The average rate for a 30-year fixed mortgage dropped to 6.78% for the week ending Thursday following data released last week showing the rate of inflation is slowing.
The average had been 6.96% last week, according to mortgage giant Freddie Mac. The most recent national index reflects mortgage applications submitted to Freddie Mac by lenders from July 13 to July 19.
This week’s drop snapped a streak of three weeks in which rates climbed and brings the average back to where it was in early July. But borrowers are still facing some of the highest interest costs in decades. Last year, the average was 5.54% for a 30-year loan.
The increase in mortgage rates over the past year has hurt home sales but prices have stayed high because the supply of homes is near an all-time low. That combination has made homeownership less affordable, particularly for first-time buyers.
WHAT TO KNOW
- The average rate for a 30-year fixed mortgage fell sharply this week to 6.78%, according to Freddie Mac. The average last week was 6.96%.
- The decline was tied to a report last week that showed the 12-month rate of inflation was 3% in June, which was the slowest pace since March 2021.

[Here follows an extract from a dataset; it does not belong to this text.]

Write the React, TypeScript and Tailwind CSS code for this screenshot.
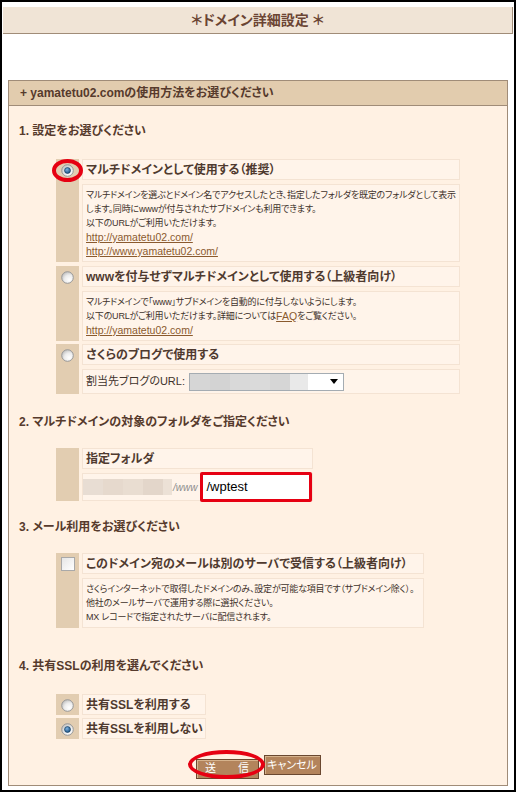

- Economists expect the Federal Reserve to raise its benchmark interest rate by a quarter-point July 26. Further declines in inflation could help mortgage rates move lower.
Before last year, when the average peaked at 7.08% in late October and early November, the average rate for a 30-year fixed mortgage hadn’t been this high since 2006.
Last week, the U.S. Labor Department reported the Consumer Price Index increased 3% for the 12 months through June, which was the slowest rate of inflation since March 2021. Mortgage rates tend to rise during periods of high inflation.
“As inflation slows, mortgage rates decreased this week,” Sam Khater, Freddie Mac’s chief economist, said in a statement. “Still, the ongoing shortage of previously owned homes for sale has been a detriment to homebuyers looking to take advantage of declining rates.”
Long Islanders have experienced that trend. The number of homes available for sale at the end of June, about 5,000, was the fewest for that month in decades, according to OneKey MLS.
In some parts of the U.S., home builders have stepped in to meet demand with new construction. New homes made up an unusually high one-third of all single-family home listings in the U.S. in May, The Wall Street Journal reported this week.
But that dynamic doesn't exist on Long Island, where the cost and availability of land limits the number of new builds.
"You have these major builders who could build 1,000 homes in Texas or the Carolinas and that’s just not possible here," said Kevin Dayton, vice president of mortgage lending at CrossCountry Mortgage in Melville. "There’s not enough space to build a significant amount of homes that will make up for the shortage we have."
Dayton said he has noticed more buyers pulling out of deals after their offers have been accepted but before they sign contracts. High prices and high rates are pushing people to the limit that they can pay while still qualifying for a mortgage, he said.
“More deals are falling apart these days than I’ve seen in the last couple of years,” he said.
Nationwide, elevated mortgage rates have hurt home sales. The number of sales of existing homes, which excludes new construction, fell 3.3% in June to an adjusted annual rate of 4.16 million, which is the slowest pace since January, the National Association of Realtors said Thursday. Sales were down 18.9% last month from a year ago.
Meanwhile on Long Island, sales have picked up recently but are similarly lower than last year's level. There were 2,235 closed sales last month, which was up 14.6% from May. But the number of deals was 23.7% fewer in June 2022.
The Federal Reserve will announce its monetary policy plans next week at a meeting of the Federal Open Market Committee. Economists expect the Fed to raise its benchmark interest rate once more on July 26, according to a Reuters poll.
The Fed’s actions influence the yield on 10-year U.S. Treasurys, which typically move in the same direction as mortgage rates.
Potential homebuyers watching mortgage rates should pay particular attention to future inflation reports, said Odeta Kushi, deputy chief economist at First American Financial Corp., a provider of title insurance and settlement services.
"Inflation is really guiding the Fed's monetary policy decisions and will be the key determinant for where mortgage rates head," she said. " … Higher recession risk tends to put downward pressure on mortgage rates and higher inflation expectations put upward pressure on mortgage rates."